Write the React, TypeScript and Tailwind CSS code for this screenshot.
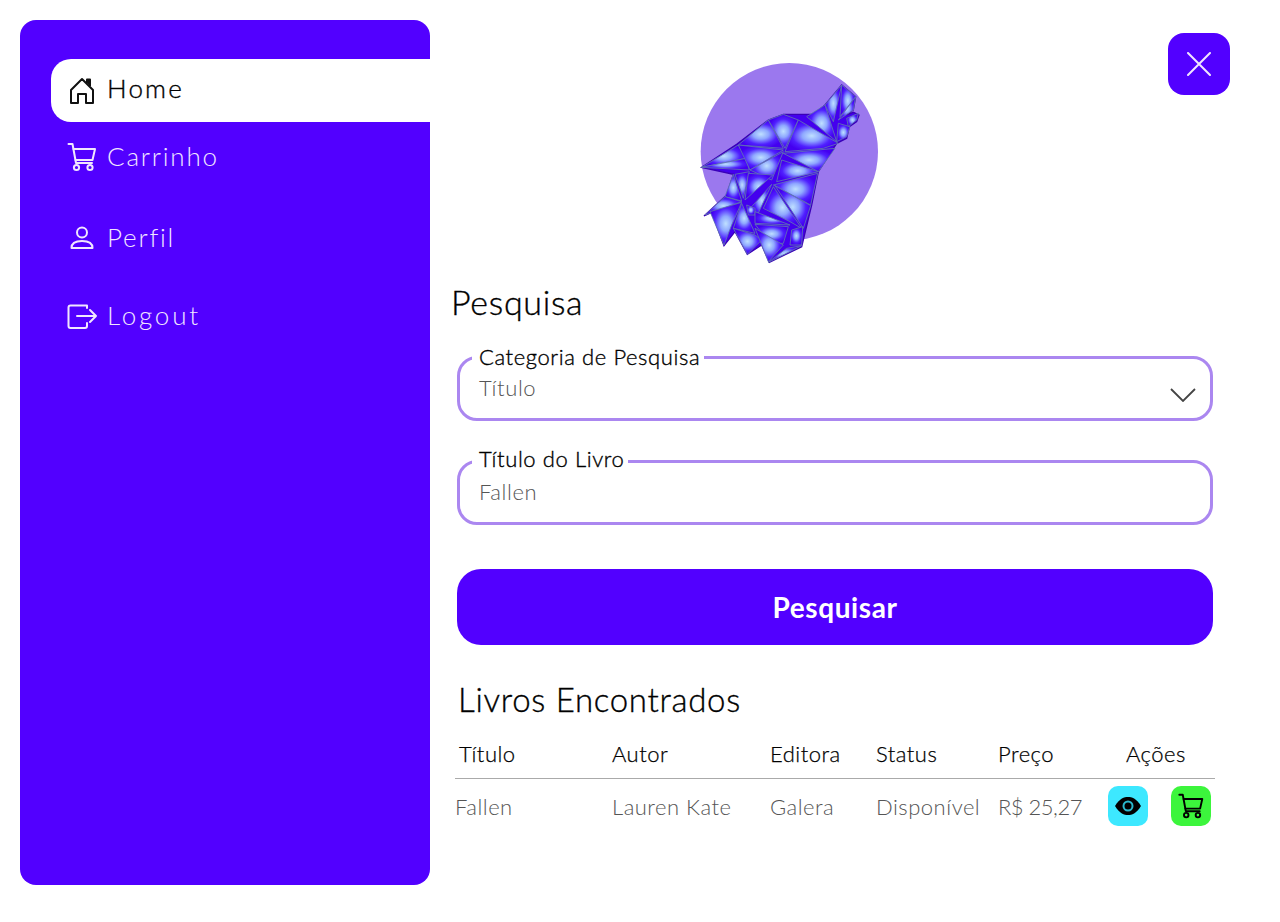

---

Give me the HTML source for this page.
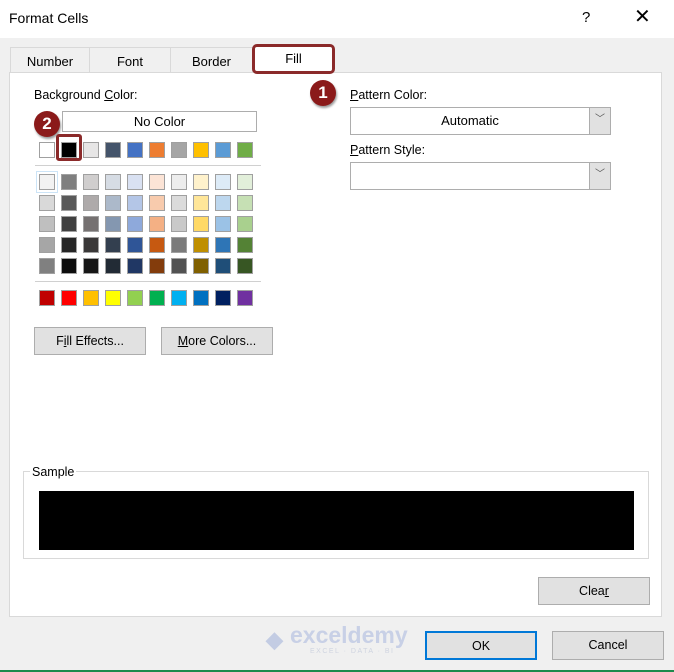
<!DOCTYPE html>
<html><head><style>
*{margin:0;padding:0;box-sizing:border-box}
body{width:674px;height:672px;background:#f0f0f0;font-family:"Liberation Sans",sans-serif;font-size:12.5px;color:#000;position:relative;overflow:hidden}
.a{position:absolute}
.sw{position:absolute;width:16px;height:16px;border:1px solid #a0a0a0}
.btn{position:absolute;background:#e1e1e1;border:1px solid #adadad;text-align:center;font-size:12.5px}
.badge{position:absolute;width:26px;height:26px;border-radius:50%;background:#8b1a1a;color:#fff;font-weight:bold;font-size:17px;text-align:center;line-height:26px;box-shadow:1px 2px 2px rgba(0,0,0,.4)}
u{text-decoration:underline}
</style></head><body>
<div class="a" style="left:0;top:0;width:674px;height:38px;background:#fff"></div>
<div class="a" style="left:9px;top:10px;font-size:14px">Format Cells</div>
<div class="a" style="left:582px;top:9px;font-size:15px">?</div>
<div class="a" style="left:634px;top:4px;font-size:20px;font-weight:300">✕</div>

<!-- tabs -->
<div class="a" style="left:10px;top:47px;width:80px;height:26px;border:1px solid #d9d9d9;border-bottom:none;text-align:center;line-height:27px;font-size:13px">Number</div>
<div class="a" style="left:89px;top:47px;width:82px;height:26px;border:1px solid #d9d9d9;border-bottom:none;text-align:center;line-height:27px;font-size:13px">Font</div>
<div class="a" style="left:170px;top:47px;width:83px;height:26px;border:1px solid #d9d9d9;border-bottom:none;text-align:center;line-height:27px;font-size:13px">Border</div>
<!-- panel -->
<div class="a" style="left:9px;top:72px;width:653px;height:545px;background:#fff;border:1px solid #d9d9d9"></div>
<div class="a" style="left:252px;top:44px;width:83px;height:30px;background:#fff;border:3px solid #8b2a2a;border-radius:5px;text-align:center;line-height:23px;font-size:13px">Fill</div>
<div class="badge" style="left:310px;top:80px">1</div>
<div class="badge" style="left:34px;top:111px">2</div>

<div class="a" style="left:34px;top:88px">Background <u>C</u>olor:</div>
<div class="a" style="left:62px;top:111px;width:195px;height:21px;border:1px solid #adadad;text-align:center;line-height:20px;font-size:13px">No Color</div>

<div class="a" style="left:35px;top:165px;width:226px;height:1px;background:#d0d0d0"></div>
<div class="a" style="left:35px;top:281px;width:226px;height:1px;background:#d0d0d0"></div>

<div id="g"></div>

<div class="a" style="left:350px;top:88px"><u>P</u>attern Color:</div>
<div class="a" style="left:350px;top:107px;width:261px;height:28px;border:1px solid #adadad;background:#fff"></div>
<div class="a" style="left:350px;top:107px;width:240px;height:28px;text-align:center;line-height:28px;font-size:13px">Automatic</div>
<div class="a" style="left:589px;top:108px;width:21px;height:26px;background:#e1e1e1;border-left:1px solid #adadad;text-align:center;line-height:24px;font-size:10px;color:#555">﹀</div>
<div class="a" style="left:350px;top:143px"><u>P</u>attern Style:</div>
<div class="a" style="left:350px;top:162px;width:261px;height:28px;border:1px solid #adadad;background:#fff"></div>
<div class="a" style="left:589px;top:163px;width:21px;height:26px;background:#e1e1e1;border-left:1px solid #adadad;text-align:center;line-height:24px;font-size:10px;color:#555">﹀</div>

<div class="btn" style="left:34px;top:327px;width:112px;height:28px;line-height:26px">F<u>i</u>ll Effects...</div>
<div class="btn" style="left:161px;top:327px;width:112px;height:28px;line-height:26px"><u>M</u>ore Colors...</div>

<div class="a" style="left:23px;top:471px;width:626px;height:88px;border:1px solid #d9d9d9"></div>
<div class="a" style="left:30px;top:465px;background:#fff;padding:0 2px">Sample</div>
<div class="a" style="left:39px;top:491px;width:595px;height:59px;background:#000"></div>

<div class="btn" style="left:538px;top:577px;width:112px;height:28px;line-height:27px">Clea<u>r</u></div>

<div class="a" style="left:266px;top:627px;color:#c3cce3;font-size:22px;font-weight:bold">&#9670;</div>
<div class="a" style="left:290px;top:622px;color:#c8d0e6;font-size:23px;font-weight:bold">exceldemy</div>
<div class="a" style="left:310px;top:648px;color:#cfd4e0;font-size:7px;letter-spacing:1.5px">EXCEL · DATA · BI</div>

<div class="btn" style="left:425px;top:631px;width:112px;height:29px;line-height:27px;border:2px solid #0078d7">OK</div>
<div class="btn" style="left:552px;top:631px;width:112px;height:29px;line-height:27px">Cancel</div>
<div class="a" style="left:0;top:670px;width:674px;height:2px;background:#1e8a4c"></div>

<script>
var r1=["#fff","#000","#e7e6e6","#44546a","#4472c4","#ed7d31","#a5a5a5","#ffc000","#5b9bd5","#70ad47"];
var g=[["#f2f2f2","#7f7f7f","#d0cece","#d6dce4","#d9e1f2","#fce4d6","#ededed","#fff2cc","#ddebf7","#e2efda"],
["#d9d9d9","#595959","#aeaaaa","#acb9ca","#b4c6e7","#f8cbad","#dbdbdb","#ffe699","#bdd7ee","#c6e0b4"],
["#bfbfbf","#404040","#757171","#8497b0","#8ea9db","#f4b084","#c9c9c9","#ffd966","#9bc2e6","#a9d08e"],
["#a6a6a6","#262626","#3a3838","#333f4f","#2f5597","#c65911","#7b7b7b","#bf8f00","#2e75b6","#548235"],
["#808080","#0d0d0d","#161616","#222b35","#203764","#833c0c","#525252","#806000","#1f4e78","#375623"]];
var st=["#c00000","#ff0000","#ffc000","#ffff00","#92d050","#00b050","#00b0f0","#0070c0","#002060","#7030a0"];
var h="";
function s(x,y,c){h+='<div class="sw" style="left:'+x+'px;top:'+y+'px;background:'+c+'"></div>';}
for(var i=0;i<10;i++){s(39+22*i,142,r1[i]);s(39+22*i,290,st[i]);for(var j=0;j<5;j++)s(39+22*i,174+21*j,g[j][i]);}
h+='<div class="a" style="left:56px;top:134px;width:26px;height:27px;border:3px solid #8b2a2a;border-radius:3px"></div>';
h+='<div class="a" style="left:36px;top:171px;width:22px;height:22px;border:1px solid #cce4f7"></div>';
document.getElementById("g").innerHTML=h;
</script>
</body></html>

Problem details = Report every line containing the word "this" from the listing above.

Output of the task =
Write the React, TypeScript and Tailwind CSS code for this screenshot.
Give me the HTML source for this page.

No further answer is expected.